Summary:

The whole VoIP industry is breathing a sigh of relief. The Federal Communications Commission has voted that Vonage’s Voice over Internet Protocol (VoIP) phone service is “interstate” in nature, meaning that individual states cannot regulate Vonage as it would a traditional telephone company, nor regulate the […]

The whole VoIP industry is breathing a sigh of relief. The Federal Communications Commission has voted that Vonage’s Voice over Internet Protocol (VoIP) phone service is “interstate” in nature, meaning that individual states cannot regulate Vonage as it would a traditional telephone company, nor regulate the rates, terms and conditions of Vonage’s service. This decision is the kind of boost the VoIP sector has been looking for, and will for at-least some time prevent states and cities from meddling in the technology which has barely cracked the half-million mark. FCC voted 5-0 in favor of Vonage.

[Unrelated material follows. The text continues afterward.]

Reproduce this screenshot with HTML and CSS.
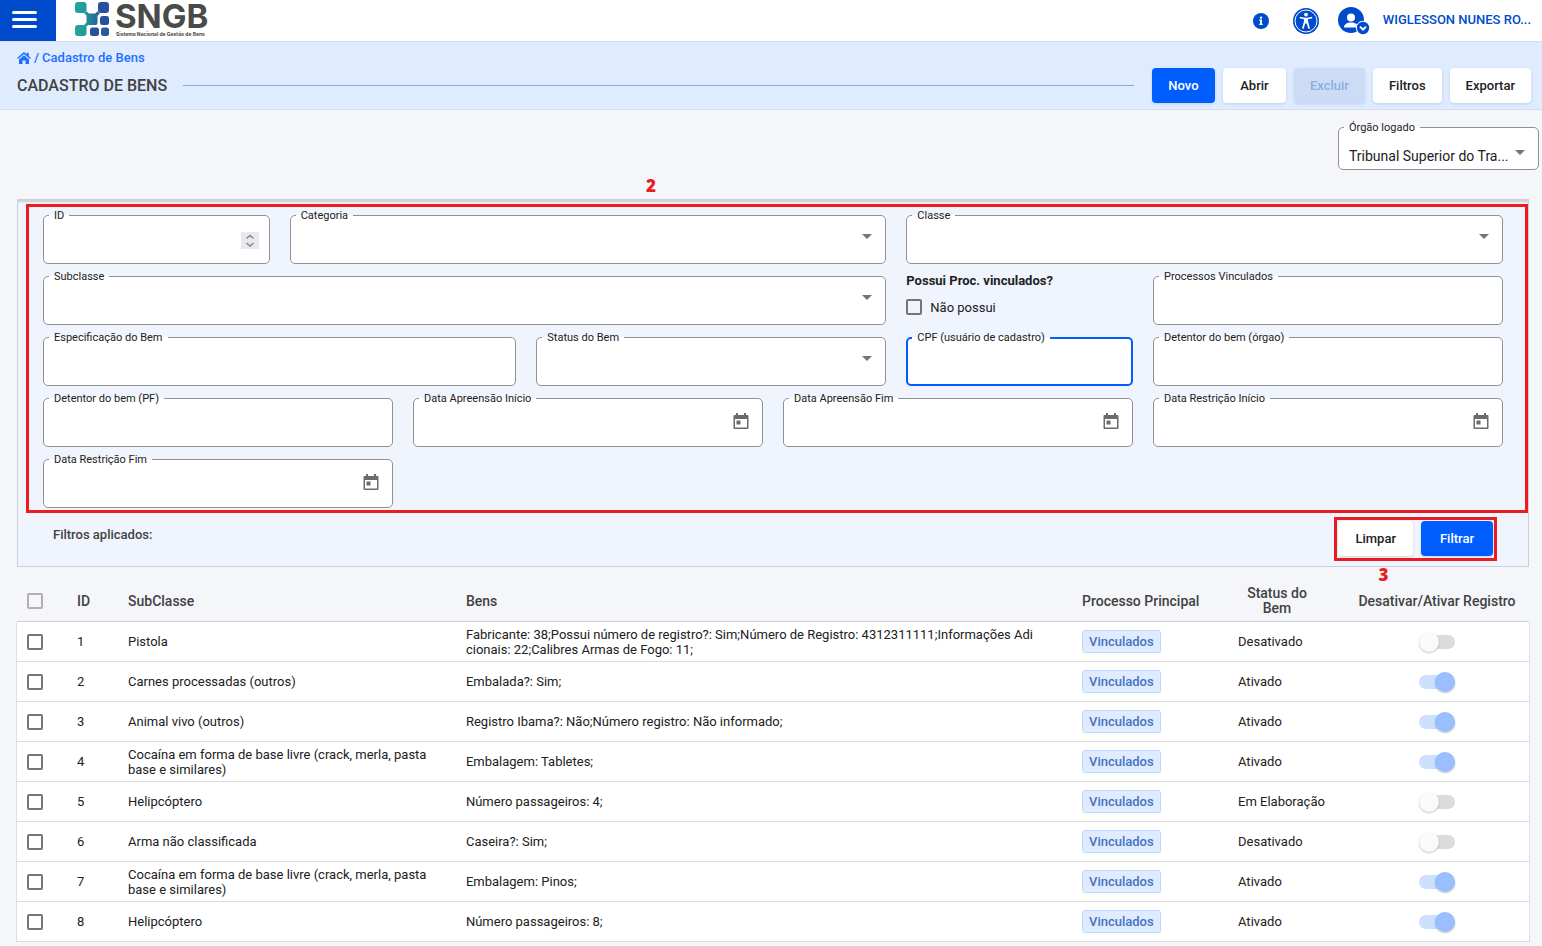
FILE: index.html
```html
<!DOCTYPE html>
<html lang="pt-BR">
<head>
<meta charset="utf-8">
<title>SNGB - Cadastro de Bens</title>
<link rel="stylesheet" href="styles.css">
</head>
<body>
<header class="topbar">
  <button class="menu-btn" type="button" aria-label="Menu"><span></span><span></span><span></span></button>
  <a class="brand" href="#">
    <svg class="brand-mark" viewBox="0 0 34 34" aria-hidden="true">
      <defs>
        <linearGradient id="teal" x1="0" x2="1"><stop offset="0" stop-color="#21a79b"/><stop offset="1" stop-color="#22999d"/></linearGradient>
        <linearGradient id="mid" x1="0" x2="1"><stop offset="0" stop-color="#229a9c"/><stop offset="1" stop-color="#255a9b"/></linearGradient>
      </defs>
      <path d="M9 11q2 0 2-2l3 2.500h6L23 9q0 2 2 2l-2.500 3v7q0 2-2 2H13l-2 2q0-2-2-2l2.500-2.500v-7z" fill="url(#mid)"/>
      <rect x="0" y="0" width="11.500" height="11" rx="3" fill="url(#teal)"/>
      <rect x="23" y="0" width="11" height="11" rx="3" fill="#27509d"/>
      <rect x="25" y="14" width="9" height="9" rx="2.500" fill="#27509d"/>
      <rect x="0" y="23" width="11.500" height="11" rx="3" fill="url(#teal)"/>
      <rect x="15" y="25.500" width="9" height="8.500" rx="2.500" fill="#27509d"/>
      <rect x="26" y="25.500" width="8" height="8.500" rx="2.500" fill="#255a9b"/>
    </svg>
    <span class="brand-text"><strong>SNGB</strong><small>Sistema Nacional de Gestão de Bens</small></span>
  </a>
  <nav class="top-actions">
    <button class="icon-btn info" type="button" aria-label="Informações">
      <svg viewBox="0 0 16 16"><circle cx="8" cy="8" r="8" fill="#004bcb"/><path d="M6.200 6.600H9v4.200h.8V12H6.200v-1.200H7V7.800h-.8z" fill="#fff"/><circle cx="8" cy="4.600" r="1.200" fill="#fff"/></svg>
    </button>
    <button class="icon-btn access" type="button" aria-label="Acessibilidade">
      <svg viewBox="0 0 26 26"><circle cx="13" cy="13" r="13" fill="#004bcb"/><circle cx="13" cy="13" r="11" fill="none" stroke="#fff" stroke-width="1"/><circle cx="13" cy="6.600" r="1.900" fill="#fff"/><path d="M7.500 9.700q5.500 1.600 11 0M11.700 14L10 20M14.300 14l1.700 6" fill="none" stroke="#fff" stroke-width="1.700" stroke-linecap="round"/><path d="M10.900 10h4.200v5.500h-4.200z" fill="#fff"/></svg>
    </button>
    <button class="icon-btn user" type="button" aria-label="Usuário">
      <svg viewBox="0 0 32 28"><circle cx="13" cy="13" r="13" fill="#004bcb"/><circle cx="13" cy="10.500" r="4" fill="#fff"/><path d="M6 20.500c0-3.500 3-5 7-5s7 1.500 7 5z" fill="#fff"/><circle cx="25" cy="21" r="7.200" fill="#fff"/><circle cx="25" cy="21" r="6.200" fill="#004bcb"/><path d="M22 19.600l3 3 3-3" fill="none" stroke="#fff" stroke-width="2"/></svg>
    </button>
    <a class="user-name" href="#">WIGLESSON NUNES RO...</a>
  </nav>
</header>

<section class="page-head">
  <nav class="crumbs">
    <a href="#" aria-label="Início"><svg viewBox="0 0 14 12"><path d="M7 0l2.800 2.300V.8h1.900V4L14 6l-.9 1.100L7 2 .9 7.100 0 6zM7 3.200l5 4.200V12H8.500V8.500h-3V12H2V7.400z" fill="#1f6fff"/></svg></a>
    <span>/</span>
    <a href="#">Cadastro de Bens</a>
  </nav>
  <div class="title-row">
    <h1>CADASTRO DE BENS</h1>
    <hr>
    <div class="buttons">
      <button class="btn primary" type="button">Novo</button>
      <button class="btn" type="button">Abrir</button>
      <button class="btn" type="button" disabled>Excluir</button>
      <button class="btn" type="button">Filtros</button>
      <button class="btn" type="button">Exportar</button>
    </div>
  </div>
</section>

<main>
  <div class="org">
    <div class="field select">
      <label for="orgao">Órgão logado</label>
      <select id="orgao"><option>Tribunal Superior do Tra...</option></select>
    </div>
  </div>

  <form class="panel">
    <div class="filters">
      <span class="mark mark-2">2</span>
      <div class="field w2"><label for="id">ID</label><input id="id" type="text" inputmode="numeric">
        <span class="spin"><svg viewBox="0 0 18 17"><path d="M5.500 6.500L9 3.500l3.500 3M5.500 11L9 14l3.500-3" fill="none" stroke="#85858c" stroke-width="1.400"/></svg></span></div>
      <div class="field select w5"><label for="categoria">Categoria</label><select id="categoria"><option></option></select></div>
      <div class="field select w5"><label for="classe">Classe</label><select id="classe"><option></option></select></div>
      <div class="field select w7"><label for="subclasse">Subclasse</label><select id="subclasse"><option></option></select></div>
      <div class="question w2">
        <strong>Possui Proc. vinculados?</strong>
        <label><input class="check" type="checkbox">Não possui</label>
      </div>
      <div class="field w3"><label for="processos">Processos Vinculados</label><input id="processos" type="text"></div>
      <div class="field w4"><label for="espec">Especificação do Bem</label><input id="espec" type="text"></div>
      <div class="field select w3"><label for="status">Status do Bem</label><select id="status"><option></option></select></div>
      <div class="field active w2"><label for="cpf">CPF (usuário de cadastro)</label><input id="cpf" type="text"></div>
      <div class="field w3"><label for="orgdet">Detentor do bem (órgao)</label><input id="orgdet" type="text"></div>
      <div class="field w3"><label for="pf">Detentor do bem (PF)</label><input id="pf" type="text"></div>
      <div class="field w3"><label for="d1">Data Apreensão Início</label><input id="d1" type="text"><button class="cal" type="button" aria-label="Abrir calendário"><svg viewBox="0 0 16 18"><path d="M3 1h2v2h6V1h2v2h1.500q1 0 1 1v12q0 1-1 1h-13q-1 0-1-1V4q0-1 1-1H3zM2 7v8.500h12V7zM3.500 8.500h4v4h-4z" fill="#6b6b6b" fill-rule="evenodd"/></svg></button></div>
      <div class="field w3"><label for="d2">Data Apreensão Fim</label><input id="d2" type="text"><button class="cal" type="button" aria-label="Abrir calendário"><svg viewBox="0 0 16 18"><path d="M3 1h2v2h6V1h2v2h1.500q1 0 1 1v12q0 1-1 1h-13q-1 0-1-1V4q0-1 1-1H3zM2 7v8.500h12V7zM3.500 8.500h4v4h-4z" fill="#6b6b6b" fill-rule="evenodd"/></svg></button></div>
      <div class="field w3"><label for="d3">Data Restrição Início</label><input id="d3" type="text"><button class="cal" type="button" aria-label="Abrir calendário"><svg viewBox="0 0 16 18"><path d="M3 1h2v2h6V1h2v2h1.500q1 0 1 1v12q0 1-1 1h-13q-1 0-1-1V4q0-1 1-1H3zM2 7v8.500h12V7zM3.500 8.500h4v4h-4z" fill="#6b6b6b" fill-rule="evenodd"/></svg></button></div>
      <div class="field w3"><label for="d4">Data Restrição Fim</label><input id="d4" type="text"><button class="cal" type="button" aria-label="Abrir calendário"><svg viewBox="0 0 16 18"><path d="M3 1h2v2h6V1h2v2h1.500q1 0 1 1v12q0 1-1 1h-13q-1 0-1-1V4q0-1 1-1H3zM2 7v8.500h12V7zM3.500 8.500h4v4h-4z" fill="#6b6b6b" fill-rule="evenodd"/></svg></button></div>
    </div>
    <div class="panel-foot">
      <p>Filtros aplicados:</p>
      <div class="foot-buttons">
        <button class="btn" type="button">Limpar</button>
        <button class="btn primary" type="button">Filtrar</button>
        <span class="mark mark-3">3</span>
      </div>
    </div>
  </form>

  <table class="grid">
    <colgroup><col class="c-check"><col class="c-id"><col class="c-sub"><col><col class="c-proc"><col class="c-status"><col class="c-toggle"></colgroup>
    <thead>
      <tr><th><input class="check" type="checkbox" disabled aria-label="Selecionar todos"></th><th>ID</th><th>SubClasse</th><th>Bens</th><th>Processo Principal</th><th class="th-status">Status do<br>Bem</th><th class="center">Desativar/Ativar Registro</th></tr>
    </thead>
    <tbody>
      <tr><td><input class="check" type="checkbox" aria-label="Selecionar 1"></td><td>1</td><td>Pistola</td><td>Fabricante: 38;Possui número de registro?: Sim;Número de Registro: 4312311111;Informações Adi<br>cionais: 22;Calibres Armas de Fogo: 11;</td><td><a class="tag" href="#">Vinculados</a></td><td>Desativado</td><td class="center"><input class="switch" type="checkbox" role="switch" aria-label="Registro 1"></td></tr>
      <tr><td><input class="check" type="checkbox" aria-label="Selecionar 2"></td><td>2</td><td>Carnes processadas (outros)</td><td>Embalada?: Sim;</td><td><a class="tag" href="#">Vinculados</a></td><td>Ativado</td><td class="center"><input class="switch" type="checkbox" role="switch" checked aria-label="Registro 2"></td></tr>
      <tr><td><input class="check" type="checkbox" aria-label="Selecionar 3"></td><td>3</td><td>Animal vivo (outros)</td><td>Registro Ibama?: Não;Número registro: Não informado;</td><td><a class="tag" href="#">Vinculados</a></td><td>Ativado</td><td class="center"><input class="switch" type="checkbox" role="switch" checked aria-label="Registro 3"></td></tr>
      <tr><td><input class="check" type="checkbox" aria-label="Selecionar 4"></td><td>4</td><td>Cocaína em forma de base livre (crack, merla, pasta<br>base e similares)</td><td>Embalagem: Tabletes;</td><td><a class="tag" href="#">Vinculados</a></td><td>Ativado</td><td class="center"><input class="switch" type="checkbox" role="switch" checked aria-label="Registro 4"></td></tr>
      <tr><td><input class="check" type="checkbox" aria-label="Selecionar 5"></td><td>5</td><td>Helipcóptero</td><td>Número passageiros: 4;</td><td><a class="tag" href="#">Vinculados</a></td><td>Em Elaboração</td><td class="center"><input class="switch" type="checkbox" role="switch" aria-label="Registro 5"></td></tr>
      <tr><td><input class="check" type="checkbox" aria-label="Selecionar 6"></td><td>6</td><td>Arma não classificada</td><td>Caseira?: Sim;</td><td><a class="tag" href="#">Vinculados</a></td><td>Desativado</td><td class="center"><input class="switch" type="checkbox" role="switch" aria-label="Registro 6"></td></tr>
      <tr><td><input class="check" type="checkbox" aria-label="Selecionar 7"></td><td>7</td><td>Cocaína em forma de base livre (crack, merla, pasta<br>base e similares)</td><td>Embalagem: Pinos;</td><td><a class="tag" href="#">Vinculados</a></td><td>Ativado</td><td class="center"><input class="switch" type="checkbox" role="switch" checked aria-label="Registro 7"></td></tr>
      <tr><td><input class="check" type="checkbox" aria-label="Selecionar 8"></td><td>8</td><td>Helipcóptero</td><td>Número passageiros: 8;</td><td><a class="tag" href="#">Vinculados</a></td><td>Ativado</td><td class="center"><input class="switch" type="checkbox" role="switch" checked aria-label="Registro 8"></td></tr>
    </tbody>
  </table>
</main>
</body>
</html>
```
FILE: styles.css
```css
* { box-sizing: border-box; }
body {
  margin: 0;
  background: #f5f6fa;
  color: #212121;
  font-family: Roboto, "Liberation Sans", sans-serif;
  font-size: 14px;
}
button, input, select { font-family: inherit; margin: 0; }
button { cursor: pointer; }
a { text-decoration: none; }
svg { display: block; }

.topbar {
  display: flex;
  align-items: center;
  height: 42px;
  padding-right: 11px;
  background: #fff;
  border-bottom: 1px solid #d5dfee;
}
.menu-btn {
  align-self: stretch;
  display: flex;
  flex-direction: column;
  gap: 4px;
  width: 56px;
  padding: 11px 19px 0 12px;
  border: 0;
  background: #004bcb;
}
.menu-btn span { height: 3px; border-radius: 2px; background: #fff; }
.brand { display: flex; gap: 6px; align-items: center; padding: 0 0 3px 19px; color: #4a4a49; }
.brand-mark { width: 34px; height: 34px; }
.brand-text { display: flex; flex-direction: column; font-family: Inter, sans-serif; }
.brand-text strong { font-size: 33px; line-height: 29px; }
.brand-text small { padding-left: 1px; font-size: 5px; line-height: 6px; font-weight: 700; }
.top-actions { display: flex; align-items: center; margin-left: auto; }
.icon-btn { padding: 0; border: 0; background: none; }
.info { width: 16px; margin-right: 24px; }
.access { width: 26px; margin-right: 19px; }
.user { width: 32px; margin-right: 13px; }
.user-name { color: #004bcb; font-size: 13px; line-height: 15px; font-weight: 500; padding-bottom: 2px; }

.page-head {
  height: 68px;
  padding: 7px 11px 0 17px;
  background: #dfebff;
  border-bottom: 1px solid #d5dfee;
}
.crumbs { display: flex; align-items: center; gap: 3px; height: 17px; font-size: 13px; font-weight: 500; color: #1f6fff; }
.crumbs a { color: #1f6fff; }
.crumbs svg { width: 14px; height: 12px; }
.title-row { display: flex; align-items: center; height: 39px; }
h1 { margin: 0; font-size: 16px; font-weight: 500; color: #424242; }
hr { flex: 1; margin: 0 18px 0 16px; border: 0; border-top: 1px solid #86aae0; }
.buttons { display: flex; gap: 8px; }
.btn {
  min-width: 63px;
  height: 35px;
  padding: 0 16px;
  border: 0;
  border-radius: 4px;
  background: #fff;
  color: #212121;
  font-size: 13px;
  font-weight: 500;
  box-shadow: 0 1px 3px rgba(0, 40, 110, .14);
}
.btn.primary { background: #005eff; color: #fff; }
.btn:disabled { background: #ccdcf5; color: #8cade3; }

main { padding: 17px 13px 0 17px; }
.org { display: flex; justify-content: flex-end; margin: 0 -10px 29px 0; }
.org .field { width: 201px; height: 43px; }

.field {
  position: relative;
  height: 49px;
  border: 1px solid #8f9197;
  border-radius: 5px;
  background: #fff;
}
.field label {
  position: absolute;
  top: -8px;
  left: 5px;
  padding: 0 5px;
  font-size: 11px;
  line-height: 15px;
  background: linear-gradient(transparent 7px, #fff 7px);
  white-space: nowrap;
}
.field input, .field select {
  width: 100%;
  height: 100%;
  padding: 0 30px 0 10px;
  border: 0;
  border-radius: 5px;
  outline: 0;
  background: transparent;
  appearance: none;
  color: #212121;
  font-size: 14px;
}
.org .field select { padding-top: 15px; }
.field.select::after {
  content: "";
  position: absolute;
  top: 18px;
  right: 13px;
  border: 5px solid transparent;
  border-top-color: #757575;
  border-bottom: 0;
  pointer-events: none;
}
.org .field.select::after { top: 22px; }
.field.active { border: 2px solid #005eff; }
.field.active label { top: -9px; left: 4px; }
.spin { position: absolute; top: 16px; right: 10px; width: 18px; background: #e9e9ed; }
.cal { position: absolute; top: 13px; right: 13px; width: 16px; padding: 0; border: 0; background: none; }

.panel {
  padding: 15px 25px 10px;
  background: #eff4fd;
  border: 1px solid #cdcfd8;
  box-shadow: inset 0 3px 2px -1px #cdcfd8;
}
.filters {
  position: relative;
  display: grid;
  grid-template-columns: repeat(12, 1fr);
  gap: 12px 20px;
}
.filters::after, .foot-buttons::after {
  content: "";
  position: absolute;
  inset: -11px -25px -5px -17px;
  border: 3px solid #ea1c20;
  pointer-events: none;
}
.w2 { grid-column: span 2; }
.w3 { grid-column: span 3; }
.w4 { grid-column: span 4; }
.w5 { grid-column: span 5; }
.w7 { grid-column: span 7; }
.question { font-size: 13px; white-space: nowrap; }
.question strong { display: block; line-height: 10px; }
.question label { display: flex; align-items: center; gap: 8px; margin-top: 13px; }
.check {
  display: block;
  width: 16px;
  height: 16px;
  border: 2px solid #757575;
  border-radius: 2px;
  appearance: none;
}
.check:disabled { border-color: #b0b0b0; }
.mark {
  position: absolute;
  color: #ea1c20;
  font: 800 17px/20px "Open Sans", "Noto Sans", sans-serif;
}
.mark-2 { top: -39px; left: 603px; }
.mark-3 { top: 44px; left: 40px; }
.panel-foot { display: flex; justify-content: space-between; padding: 13px 10px 0; }
.panel-foot p { margin: 5px 0 0; font-size: 13px; line-height: 18px; font-weight: 500; color: #424242; }
.foot-buttons { position: relative; display: flex; gap: 8px; }
.foot-buttons::after { inset: -4px -4px -5px -4px; }
.foot-buttons .btn { min-width: 72px; padding: 0 17px; }

.grid {
  width: 100%;
  margin-top: 14px;
  border-collapse: separate;
  border-spacing: 0;
  table-layout: fixed;
  line-height: 15px;
}
.c-check { width: 50px; }
.c-id { width: 51px; }
.c-sub { width: 22.35%; }
.c-proc { width: 156px; }
.c-status { width: 108px; }
.c-toggle { width: 193px; }
th, td { height: 40px; padding: 0 0 0 10px; text-align: left; white-space: nowrap; }
th { height: 41px; border-bottom: 1px solid #cfd1d6; color: #424242; font-size: 14px; font-weight: 500; }
td { background: #fff; border-bottom: 1px solid #dcdcdc; font-size: 13px; }
td:first-child { box-shadow: -1px 0 #dcdfe8; }
td:last-child { box-shadow: 1px 0 #dcdfe8; }
.th-status { padding-right: 20px; text-align: center; }
th.center, td.center { padding-right: 1px; text-align: center; }
.tag {
  display: inline-block;
  padding: 3px 6px;
  border: 1px solid #bfd7ff;
  border-radius: 3px;
  background: #dfebff;
  color: #4573bd;
  font-weight: 500;
}
.switch {
  position: relative;
  display: inline-block;
  vertical-align: middle;
  width: 36px;
  height: 14px;
  border-radius: 7px;
  background: #dbdbdb;
  appearance: none;
}
.switch::before {
  content: "";
  position: absolute;
  top: -3px;
  left: 0;
  width: 20px;
  height: 20px;
  border-radius: 50%;
  background: #fafafa;
  box-shadow: 0 1px 2px rgba(0, 0, 0, .24);
}
.switch:checked { background: #ccdfff; }
.switch:checked::before { left: 16px; background: #99bfff; }
```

As expected, we can expect this decision to be challenged by the states and also by the cities, who are seeking their pound of flesh.

I am supremely impressed by FCC Chairman Michael Powell’s remarks on this decision.

Just as consumers personalize their cell phones with ring tones, pictures and applications, the same is possible with internet voice. Consumers have come to expect technology to be tailored to their preferences—“My Amazon,” “My Tivo,” “My Ipod.” Internet voice, ushers in the era of “My Telephone.” Adding enhancements to voice is no longer a highly complex and expensive modification to the network – now it is just a matter of adding to the next software release.

Powell went on to say, “The genius of the Internet is that it knows no boundaries. In cyberspace, distance is dead. The Order recognizes that several technical factors demonstrate that VoIP services are unquestionably interstate in nature. VoIP services are nomadic and presence-oriented, making identification of the end points of any given communications session completely impractical and, frankly, unwise.”